◆ Task objective
From the listing below, extract every line in which the word "this" appears.

Lines of data:
____

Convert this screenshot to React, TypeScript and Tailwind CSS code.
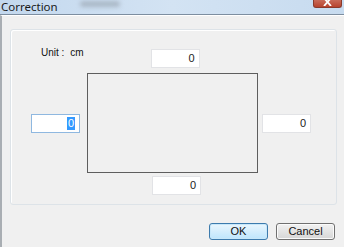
import React from "react";

function Field({ value, focused }: { value: string; focused?: boolean }) {
  return (
    <div
      className={
        "w-[49px] h-[19px] bg-white flex items-center justify-end pr-[4px] text-[11px] leading-none text-[#222] " +
        (focused ? "border border-[#8fb8e0]" : "border border-[#e2e3e6]")
      }
    >
      {focused ? (
        <span className="bg-[#3399ff] text-white px-[1px] h-[13px] flex items-center">{value}</span>
      ) : (
        <span>{value}</span>
      )}
    </div>
  );
}

export default function App() {
  return (
    <div
      className="w-[344px] h-[247px] flex flex-col bg-[#f0f0f0] overflow-hidden"
      style={{ fontFamily: '"Liberation Sans", Arial, sans-serif' }}
    >
      {/* Title bar */}
      <div className="relative h-[15px] shrink-0 bg-gradient-to-r from-[#c3d8ee] via-[#d3e3f3] to-[#c7dbef] border-b border-[#7d8ea0] flex items-start pt-[1px]">
        <span
          className="pl-[1px] text-[11.5px] text-[#1a1a1a] leading-[12px]"
          style={{ fontFamily: '"Noto Sans", "Open Sans", sans-serif' }}
        >
          Correction
        </span>
        <div className="ml-[22px] w-[40px] h-[6px] rounded-full bg-[#aab8c6] blur-[2px]" />
        <div className="absolute right-[2px] top-0 w-[29px] h-[8px] rounded-b-[3px] bg-gradient-to-b from-[#c86a58] to-[#b8432d] border border-t-0 border-[#8a3a2c] flex justify-center overflow-hidden">
          <svg width="9" height="8" viewBox="0 0 9 8" className="-mt-[2px]">
            <path d="M1 0 L8 8 M8 0 L1 8" stroke="#ffffff" strokeWidth="1.8" />
          </svg>
        </div>
      </div>
      {/* Body */}
      <div className="flex-1 flex flex-col border-l-2 border-[#a9aeb3] border-t border-t-white">
        {/* Group box */}
        <div className="ml-[8px] mt-[13px] w-[327px] h-[176px] rounded-[3px] border border-[#dde3e8] shadow-[inset_1px_1px_0_#ffffff] flex flex-col">
          <div className="flex items-start mt-[19px] h-[19px]">
            <span className="ml-[30px] -mt-[3px] text-[10px] text-[#111] leading-[14px]">Unit :</span>
            <span className="ml-[6px] -mt-[3px] text-[10px] text-[#111] leading-[14px]">cm</span>
            <div className="ml-[67px]">
              <Field value="0" />
            </div>
          </div>
          <div className="flex items-center mt-[5px]">
            <div className="ml-[20px]">
              <Field value="0" focused />
            </div>
            <div className="ml-[7px] w-[171px] h-[100px] border border-[#5e5e5e]" />
            <div className="ml-[4px]">
              <Field value="0" />
            </div>
          </div>
          <div className="mt-[3px] ml-[141px]">
            <Field value="0" />
          </div>
        </div>
        {/* Buttons */}
        <div className="flex justify-end gap-[8px] mt-[18px] mr-[9px]">
          <button className="w-[59px] h-[17px] rounded-[3px] border border-[#3d7bad] bg-gradient-to-b from-[#eaf6fd] to-[#bee6fd] text-[11px] text-[#111] leading-none shadow-[inset_0_0_0_1px_#c8e8fa]">
            OK
          </button>
          <button className="w-[59px] h-[17px] rounded-[3px] border border-[#707070] bg-gradient-to-b from-[#f2f2f2] to-[#d6d6d6] text-[11px] text-[#111] leading-none shadow-[inset_0_0_0_1px_#fbfbfb]">
            Cancel
          </button>
        </div>
      </div>
    </div>
  );
}
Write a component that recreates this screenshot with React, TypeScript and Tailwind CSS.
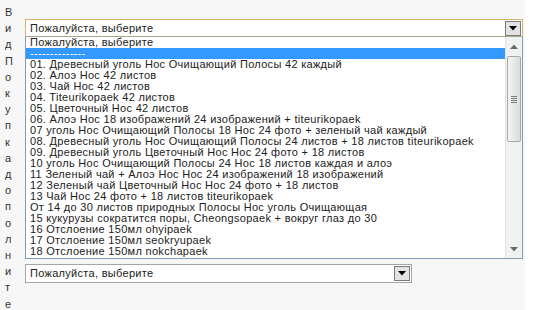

____

◆ Result below
Convert this screenshot to React, TypeScript and Tailwind CSS code.
Write a component that recreates this screenshot with React, TypeScript and Tailwind CSS.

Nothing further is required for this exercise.